Lawrence Livermore National Laboratory



The Directed Energy Program provides laser systems design, engineering and production for specific applications and missions, experimentally validated first-principles understanding of weapon lethality and vulnerability, and evaluation and prediction of the emergence of potential threats.

The program is developing “electric” laser systems that will enable the tactical and strategic laser missions of the 21st century. In the last 15 years, LLNL’s technological advances and innovations in scaled, semiconductor diode-laser pump arrays and large-aperture transparent ceramic gain slabs have made possible much more efficient and less massive all-electric laser systems with power levels and beam characteristics suitable to a wide variety of defense applications.

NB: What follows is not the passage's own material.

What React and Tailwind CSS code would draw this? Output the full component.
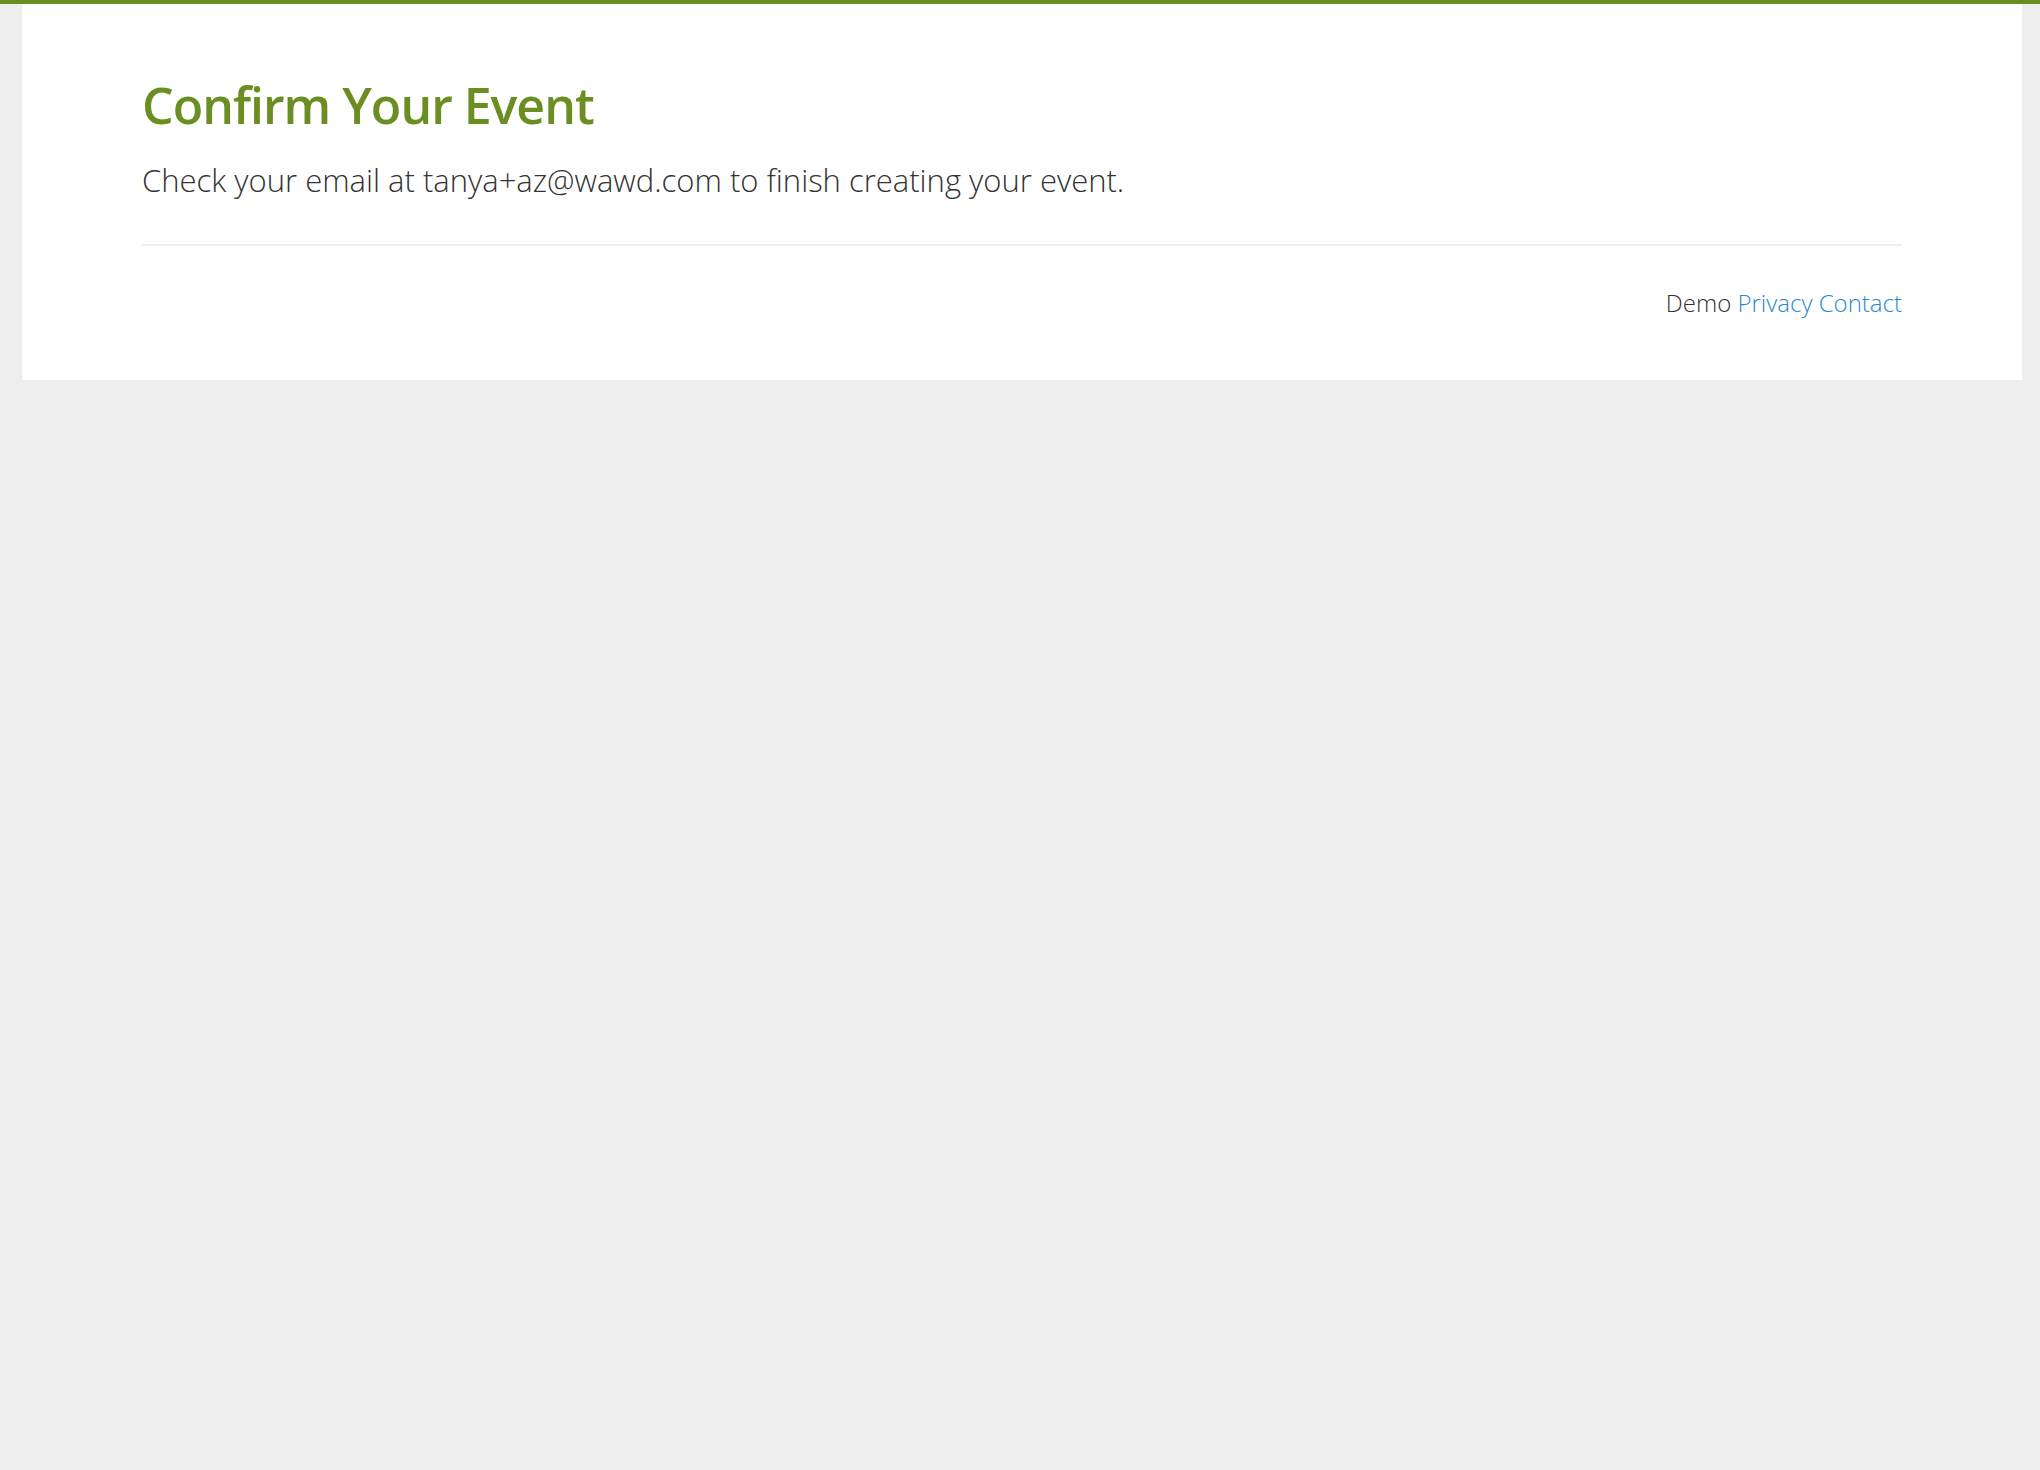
import React from 'react';

export default function App() {
  return (
    <div className="min-h-[1470px] bg-[#eeeeee] font-['Open_Sans',sans-serif]">
      {/* top accent bar */}
      <div className="h-[4px] bg-[#6b8e23]" />

      <div className="ml-[22px] w-[2000px] bg-white px-[120px] pt-[74px] pb-[60px]">
        <h1 className="text-[50px] leading-[55px] font-semibold tracking-[-1px] text-[#6b8e23]">
          Confirm Your Event
        </h1>
        <p className="mt-[26px] text-[31px] leading-[42px] font-light text-[#333333]">
          Check your email at tanya+az@wawd.com to finish creating your event.
        </p>

        <hr className="mt-[43px] border-0 border-t-2 border-[#eeeeee]" />

        <footer className="mt-[40px] text-right text-[24px] leading-[33.6px] font-light text-[#333333]">
          Demo{' '}
          <a href="#" className="text-[#2a89d2]">Privacy</a>{' '}
          <a href="#" className="text-[#2a89d2]">Contact</a>
        </footer>
      </div>
    </div>
  );
}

Diode-Pumped Alkali Laser: A New Combination

Since the advent of lasers more than four decades ago, solid-state and gas lasers have followed largely divergent development paths. Gas lasers are based primarily on direct electrical discharge for pumping (energizing), while solid-state lasers are pumped by flashlamps and semiconductor diode laser arrays.

Resonance-Transition Alkali Laser
The first demonstration of a resonance-transition alkali laser using rubidium vapor occurred at LLNL in the winter of 2002.

The alkali-vapor laser’s intrinsically high efficiency and its compatibility with today’s commercially available diode arrays enable fast-track development paths to tactical systems, with mass-to-power ratios that far exceed what is possible with today’s other laser systems.

Building on alkali-vapor laser research done by Z. Konefal, NIF & Photon Science engineers and scientists recently developed a new class of laser that combines features of both gas and solid-state lasers, based on diode excitation of atomic alkali vapors. The defining features of the diode-pumped alkali laser (DPAL) are its ability to be incoherently pumped and its compatibility with diode arrays having several-nanometer-wide spectral emissions. These characteristics distinguish DPALs from previous demonstrations of alkali-based lasers that used narrow-band, coherent pumping to demonstrate lasing.

LLNL’s extensive laser modeling capability, anchored to experimental laboratory demonstrations, supports extreme power scaling with good efficiency and beam quality. LLNL is the world leader in the development of this new class of laser; the first demonstration took place at LLNL in 2002, and it has been followed by many other demonstrations and developments.

Solid-State Heat-Capacity Laser

LLNL developed a high-average-power diode-pumped, solid-state heat-capacity laser (SSHCL) suitable for use in military weapons. Potential military applications of such a system include the targeting and destruction of short-range rockets, guided missiles, artillery and mortar fire, unmanned aerial vehicles and improvised explosive devices, or IEDs.

In 2006, a major accomplishment was achieved when the SSHCL produced 67 kilowatts of power—a 50-percent increase in the world-record-setting power level attained the previous year. This class of power demonstrates that tabletop-sized solid-state lasers have come of age and can fulfill the performance requirements for their use in tactical weapon applications.

Solid-state Heat Capacity Laser

 

Additionally, improvements to the SSHCL’s laser optics, both in material selection and geometric architecture, have greatly enhanced temperature profile uniformity throughout the lasing cavity, yielding a beam quality 2 times the diffraction limit for 5 seconds of run time in an unstable resonator. Beam quality control is integral to LLNL’s laser system development, and results like these portend the use of directed-energy weapons on the battlefield where they can effect “speed-of-light” engagement in compact, mobile packages.